Investigators have revealed that a White Airways ATR 72-600 operated a return flight to Lisbon in an unairworthy state after the captain failed to notice significant damage to the turboprop following a hard landing.
The aircraft, operating for TAP Express, suffered a tail-strike after an unstable approach resulted in a bounced touchdown at Fez on 6 July last year, says Portuguese investigation authority GPIAA.
Such was the impact that a flight attendant was injured, an access panel fell from the ceiling, and disembarking passengers queried the cabin crew about what had happened during the landing.
The aircraft sustained aft fuselage underside abrasion damage, deformation between frames 35-38, and other evidence of scraping on the runway including sheared rivets and wear on the tail-skid.

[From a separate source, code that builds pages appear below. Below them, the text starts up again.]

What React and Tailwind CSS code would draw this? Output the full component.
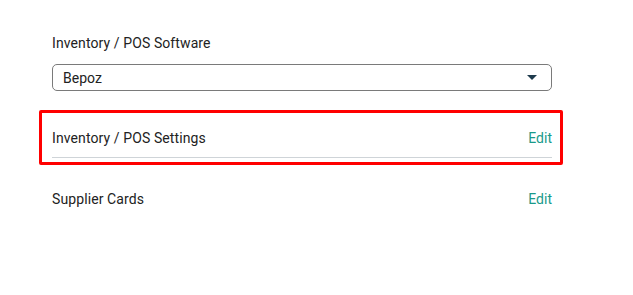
export default function App() {
  return (
    <div
      className="w-[633px] h-[295px] bg-white text-[#222222] text-[14px]"
      style={{ fontFamily: "Roboto, 'Liberation Sans', sans-serif" }}
    >
      <div className="pt-[33px] pl-[52px] w-[552px]">
        <div className="leading-[20px] tracking-[0.1px]">Inventory / POS Software</div>
        <div className="mt-[11px] h-[27px] border border-[#7a7a7a] rounded-[5px] flex items-center justify-between pl-[10px] pr-[14px]">
          <span className="leading-[20px]">Bepoz</span>
          <svg width="10" height="5" viewBox="0 0 10 5">
            <path d="M0 0h10L5 5z" fill="#1e3a4c" />
          </svg>
        </div>

        <div className="mt-[19px] -ml-[13px] w-[524px] border-[3px] border-[#ff0000] rounded-[2px] pl-[10px] pr-[8px] pt-[15px] pb-[4px]">
          <div className="flex items-center justify-between leading-[20px]">
            <span className="tracking-[0.1px]">Inventory / POS Settings</span>
            <span className="text-[#1a9a8a]">Edit</span>
          </div>
          <div className="mt-[9px] h-px bg-[#cfd4d8]" />
        </div>

        <div className="mt-[24px] flex items-center justify-between leading-[20px]">
          <span className="tracking-[0.1px]">Supplier Cards</span>
          <span className="text-[#1a9a8a]">Edit</span>
        </div>
      </div>
    </div>
  );
}
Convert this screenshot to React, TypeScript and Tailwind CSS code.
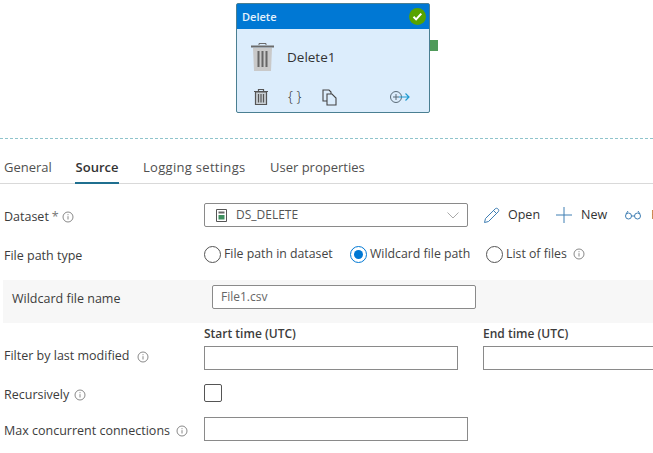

After the ATR taxied to the apron, Fez airport ground personnel installed a support – designed to avoid tipping during boarding – beneath the tail-skid.
“No reports regarding aircraft condition discrepancies were made during the tail-support installation procedure,” says GPIAA.
It states that the captain prepared for the return flight by performing a walk-round, and carried out a general inspection, looking for problems on the main landing-gear.
Although the tail-skid is about 0.8m from the ground – allowing simple assessment of its condition, according to the manufacturer’s procedures – the captain did not detect any anomalies during the external inspection.
He told the inquiry that he saw the tail support but could not see damage to the fuselage or the evidence of runway contact on the tail-skid owing to its low position.
GPIAA says the aircraft’s crew operating manual states that the tail-skid shoe needs to be inspected during each walk-round, and that maintenance is required if the shoe is scraped and a red indicator shows signs of wear.
The inquiry indicates that the captain had reservations given that, after the walk-round, he had attempted to access the aircraft condition monitoring system to check the vertical acceleration recorded during the landing.
Despite this hint of doubt, says GPIAA, the aircraft was not removed from service for inspection and the captain accepted the risk of flying the ATR back to Lisbon.
“The crew made the return flight without performing an aircraft condition assessment and, again, without reporting any anomalies upon arrival in Lisbon,” it adds.
According to White Airways the damage to the aircraft was discovered the following day, prior to its conducting a scheduled flight.
GPIAA learned of the accident on 10 July, four days after it occurred. The operator had ferried the aircraft to Cascais. While flight-data recorder information from the accident could be retrieved, the cockpit-voice data could not.